-- START --

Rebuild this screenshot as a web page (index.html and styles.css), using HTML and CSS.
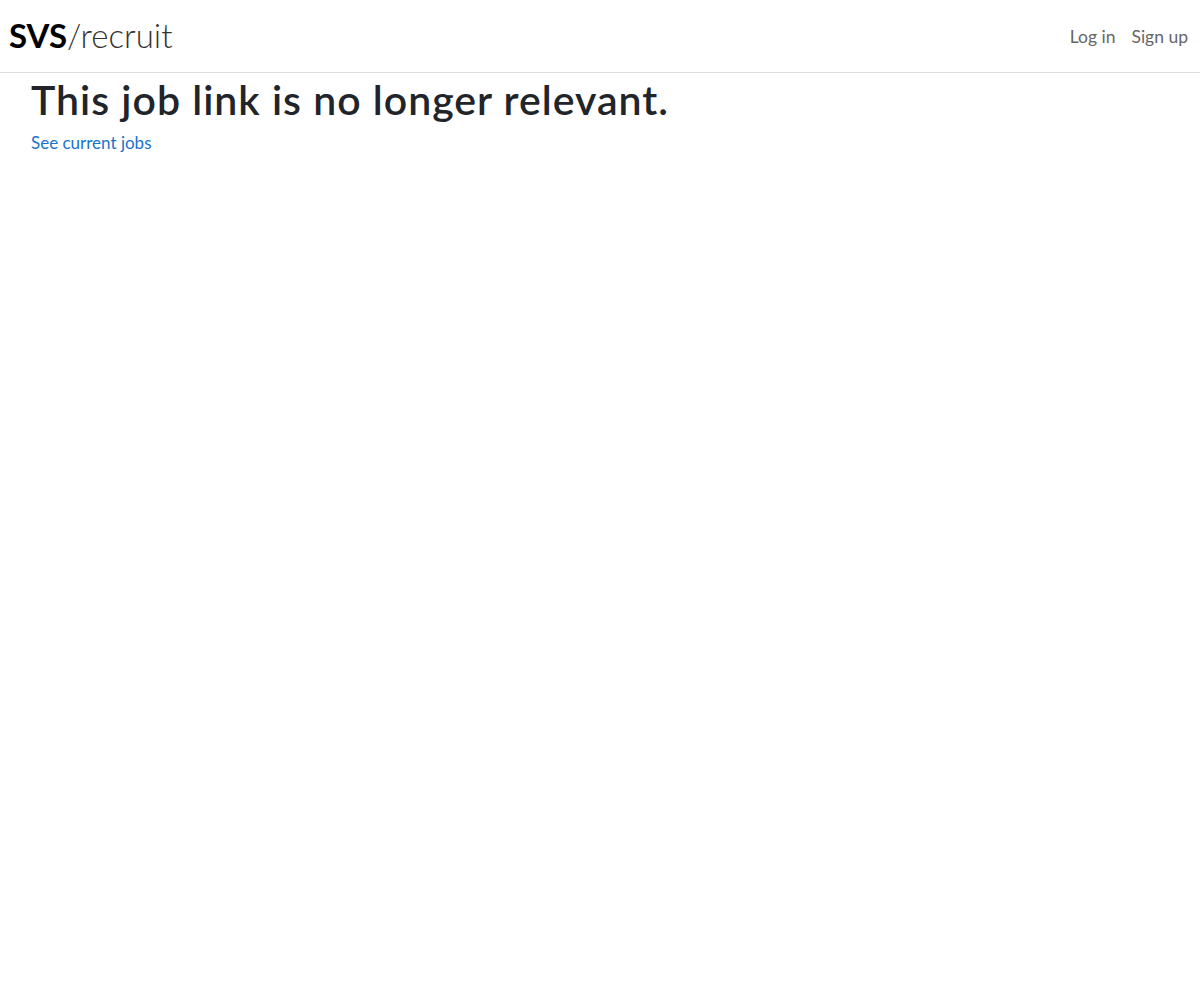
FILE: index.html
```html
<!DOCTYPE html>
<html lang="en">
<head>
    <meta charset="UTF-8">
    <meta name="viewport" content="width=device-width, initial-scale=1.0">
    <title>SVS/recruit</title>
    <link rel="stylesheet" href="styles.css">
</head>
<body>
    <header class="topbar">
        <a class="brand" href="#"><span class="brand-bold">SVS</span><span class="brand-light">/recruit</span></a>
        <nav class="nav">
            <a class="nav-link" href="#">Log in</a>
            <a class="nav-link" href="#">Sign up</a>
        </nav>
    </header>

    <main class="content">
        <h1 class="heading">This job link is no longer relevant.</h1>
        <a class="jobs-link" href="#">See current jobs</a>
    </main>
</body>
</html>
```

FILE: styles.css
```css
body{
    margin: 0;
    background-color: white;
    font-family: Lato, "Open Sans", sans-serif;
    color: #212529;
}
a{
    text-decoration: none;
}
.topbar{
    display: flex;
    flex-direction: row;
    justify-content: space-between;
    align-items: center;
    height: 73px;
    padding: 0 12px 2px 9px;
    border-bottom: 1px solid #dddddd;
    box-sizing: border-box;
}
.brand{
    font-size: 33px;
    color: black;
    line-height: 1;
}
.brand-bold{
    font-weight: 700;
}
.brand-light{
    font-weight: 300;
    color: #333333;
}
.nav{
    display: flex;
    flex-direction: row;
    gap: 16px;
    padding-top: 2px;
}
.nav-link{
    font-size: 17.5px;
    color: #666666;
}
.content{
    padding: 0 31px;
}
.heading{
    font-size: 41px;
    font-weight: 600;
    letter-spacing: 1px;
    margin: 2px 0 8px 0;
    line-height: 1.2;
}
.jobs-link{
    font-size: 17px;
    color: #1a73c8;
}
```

-- END --
-- START --

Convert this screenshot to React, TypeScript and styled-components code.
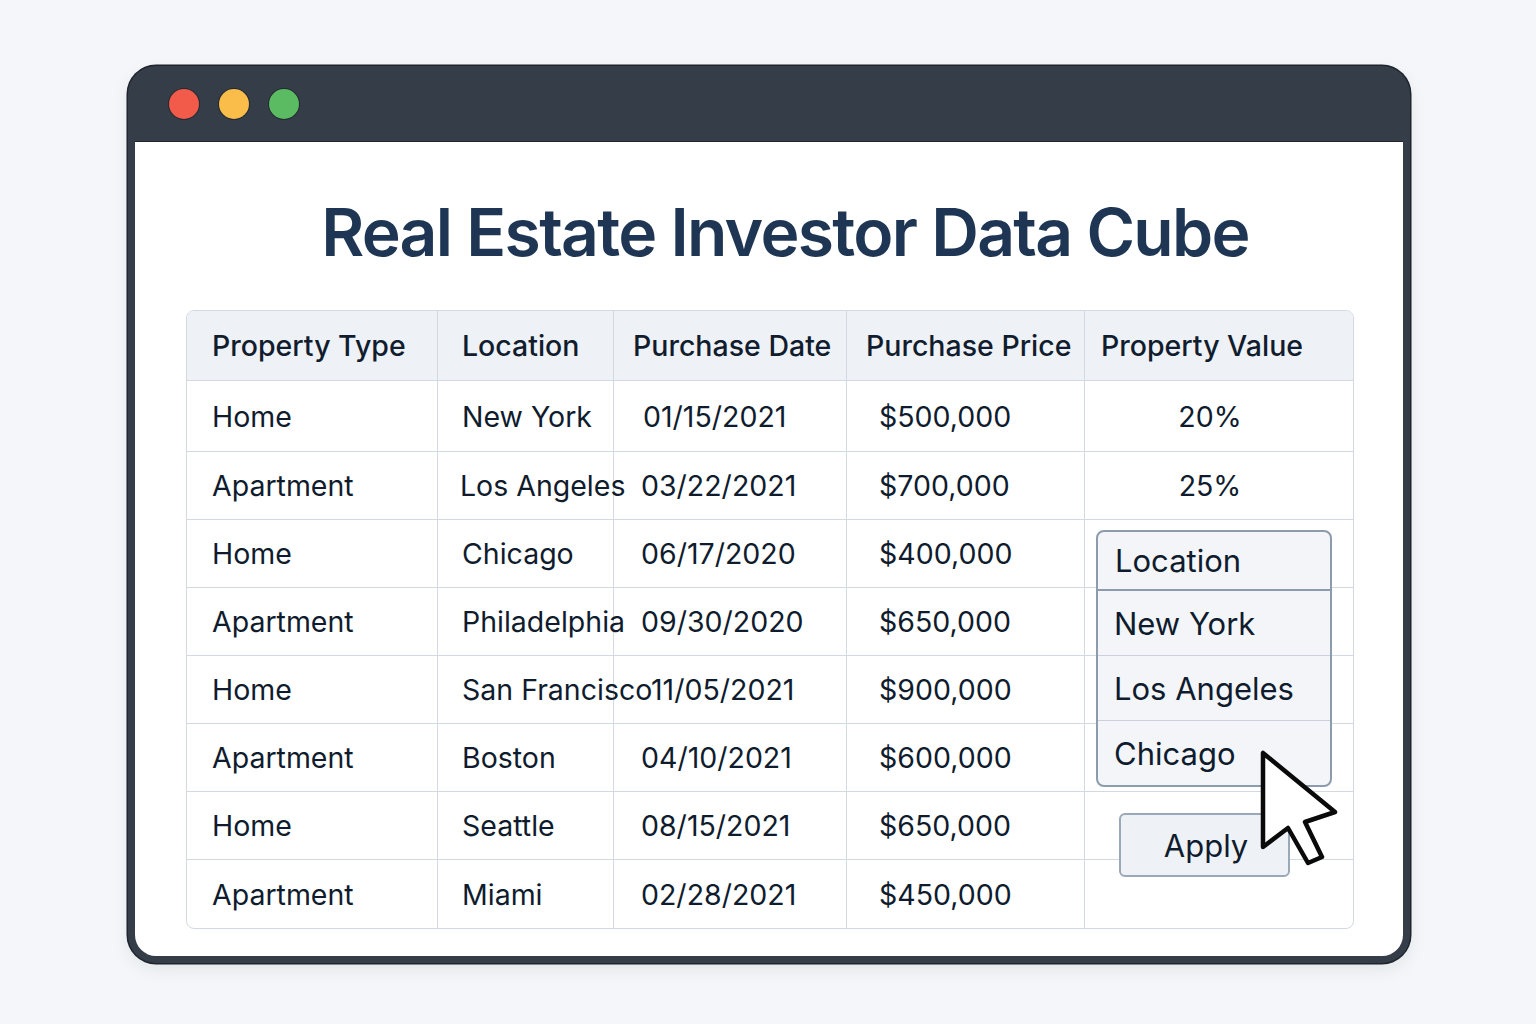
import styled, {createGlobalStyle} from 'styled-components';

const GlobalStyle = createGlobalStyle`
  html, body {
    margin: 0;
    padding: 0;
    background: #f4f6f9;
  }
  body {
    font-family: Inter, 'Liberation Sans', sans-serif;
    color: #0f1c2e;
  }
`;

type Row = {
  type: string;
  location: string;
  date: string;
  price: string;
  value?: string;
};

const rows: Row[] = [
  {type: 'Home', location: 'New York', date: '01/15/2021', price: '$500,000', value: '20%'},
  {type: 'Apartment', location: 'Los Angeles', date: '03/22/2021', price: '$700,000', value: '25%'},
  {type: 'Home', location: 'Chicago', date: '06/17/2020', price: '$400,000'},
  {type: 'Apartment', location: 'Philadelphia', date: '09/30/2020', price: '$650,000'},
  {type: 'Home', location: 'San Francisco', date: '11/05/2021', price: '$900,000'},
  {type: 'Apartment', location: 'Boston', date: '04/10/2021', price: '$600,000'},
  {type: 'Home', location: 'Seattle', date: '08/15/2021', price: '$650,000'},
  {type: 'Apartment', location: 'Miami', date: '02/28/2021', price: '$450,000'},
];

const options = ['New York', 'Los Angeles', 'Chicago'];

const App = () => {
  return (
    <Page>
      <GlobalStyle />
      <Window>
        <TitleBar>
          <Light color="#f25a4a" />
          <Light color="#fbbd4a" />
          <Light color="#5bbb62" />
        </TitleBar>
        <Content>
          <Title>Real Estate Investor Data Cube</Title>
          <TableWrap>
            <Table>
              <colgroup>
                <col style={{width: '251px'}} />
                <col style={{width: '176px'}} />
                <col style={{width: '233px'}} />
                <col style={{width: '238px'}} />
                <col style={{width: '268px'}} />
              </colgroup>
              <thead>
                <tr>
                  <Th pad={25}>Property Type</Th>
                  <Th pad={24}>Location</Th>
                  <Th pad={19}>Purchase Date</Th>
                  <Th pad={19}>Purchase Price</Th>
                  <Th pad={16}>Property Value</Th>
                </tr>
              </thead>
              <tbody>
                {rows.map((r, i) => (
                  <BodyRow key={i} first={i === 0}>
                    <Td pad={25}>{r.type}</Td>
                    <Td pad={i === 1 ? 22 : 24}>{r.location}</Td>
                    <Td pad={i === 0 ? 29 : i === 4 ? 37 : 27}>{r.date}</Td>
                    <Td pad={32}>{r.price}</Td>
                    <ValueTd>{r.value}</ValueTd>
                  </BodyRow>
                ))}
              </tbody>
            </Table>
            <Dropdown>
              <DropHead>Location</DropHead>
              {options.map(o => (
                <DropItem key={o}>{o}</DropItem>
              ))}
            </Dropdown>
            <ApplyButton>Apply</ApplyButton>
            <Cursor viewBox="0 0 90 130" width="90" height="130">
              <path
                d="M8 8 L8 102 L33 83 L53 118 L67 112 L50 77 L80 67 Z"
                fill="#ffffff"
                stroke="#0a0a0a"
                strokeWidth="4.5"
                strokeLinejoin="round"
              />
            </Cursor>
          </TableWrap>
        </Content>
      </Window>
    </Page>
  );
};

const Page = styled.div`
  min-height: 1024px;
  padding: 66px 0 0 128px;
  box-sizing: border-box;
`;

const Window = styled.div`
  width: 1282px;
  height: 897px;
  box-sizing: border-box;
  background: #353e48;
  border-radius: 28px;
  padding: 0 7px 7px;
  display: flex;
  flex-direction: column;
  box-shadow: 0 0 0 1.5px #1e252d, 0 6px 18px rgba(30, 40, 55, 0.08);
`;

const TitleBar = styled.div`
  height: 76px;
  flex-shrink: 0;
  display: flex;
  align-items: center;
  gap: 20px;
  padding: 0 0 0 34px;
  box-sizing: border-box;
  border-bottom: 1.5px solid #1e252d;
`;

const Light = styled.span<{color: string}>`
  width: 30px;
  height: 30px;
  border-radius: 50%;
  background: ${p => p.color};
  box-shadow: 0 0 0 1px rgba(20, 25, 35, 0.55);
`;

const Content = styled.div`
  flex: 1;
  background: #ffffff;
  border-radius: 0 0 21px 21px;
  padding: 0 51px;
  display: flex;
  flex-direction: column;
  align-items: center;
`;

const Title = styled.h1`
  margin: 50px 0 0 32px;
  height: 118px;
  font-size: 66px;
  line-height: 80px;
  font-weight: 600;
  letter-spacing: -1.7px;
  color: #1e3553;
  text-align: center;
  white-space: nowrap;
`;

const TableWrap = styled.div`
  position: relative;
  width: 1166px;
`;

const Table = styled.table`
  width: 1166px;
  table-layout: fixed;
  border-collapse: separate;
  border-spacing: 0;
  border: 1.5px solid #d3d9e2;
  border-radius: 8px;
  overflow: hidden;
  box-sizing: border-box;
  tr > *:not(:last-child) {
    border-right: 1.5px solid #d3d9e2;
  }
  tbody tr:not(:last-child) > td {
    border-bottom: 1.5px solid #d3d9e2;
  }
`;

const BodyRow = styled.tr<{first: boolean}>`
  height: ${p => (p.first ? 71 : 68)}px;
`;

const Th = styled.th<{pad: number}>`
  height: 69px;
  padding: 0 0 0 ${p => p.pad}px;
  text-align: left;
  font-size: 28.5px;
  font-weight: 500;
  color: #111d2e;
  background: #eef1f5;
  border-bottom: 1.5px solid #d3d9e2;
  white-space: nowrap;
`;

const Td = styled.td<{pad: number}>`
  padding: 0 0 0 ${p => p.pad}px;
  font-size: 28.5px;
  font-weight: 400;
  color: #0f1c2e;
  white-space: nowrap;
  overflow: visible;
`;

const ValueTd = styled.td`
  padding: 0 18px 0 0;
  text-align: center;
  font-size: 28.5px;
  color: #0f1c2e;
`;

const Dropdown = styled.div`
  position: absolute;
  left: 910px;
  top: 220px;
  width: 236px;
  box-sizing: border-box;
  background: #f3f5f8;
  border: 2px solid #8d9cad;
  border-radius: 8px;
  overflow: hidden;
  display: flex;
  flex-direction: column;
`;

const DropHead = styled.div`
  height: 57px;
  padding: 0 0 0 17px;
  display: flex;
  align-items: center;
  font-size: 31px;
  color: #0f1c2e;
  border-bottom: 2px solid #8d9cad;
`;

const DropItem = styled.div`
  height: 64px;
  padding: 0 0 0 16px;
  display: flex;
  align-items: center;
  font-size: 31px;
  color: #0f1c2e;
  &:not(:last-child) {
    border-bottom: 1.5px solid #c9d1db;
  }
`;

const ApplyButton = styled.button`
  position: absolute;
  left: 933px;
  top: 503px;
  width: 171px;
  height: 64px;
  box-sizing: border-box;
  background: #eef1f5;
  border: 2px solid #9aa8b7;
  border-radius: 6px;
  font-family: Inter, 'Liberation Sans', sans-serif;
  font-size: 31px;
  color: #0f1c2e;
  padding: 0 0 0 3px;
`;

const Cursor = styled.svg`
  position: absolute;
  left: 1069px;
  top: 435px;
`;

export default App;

-- END --

**Task statement**
Find all lines with "styles" in them and copy each one.

**The result**
Rebuild this screenshot as a web page (index.html and styles.css), using HTML and CSS.
    <link rel="stylesheet" href="styles.css">
FILE: styles.css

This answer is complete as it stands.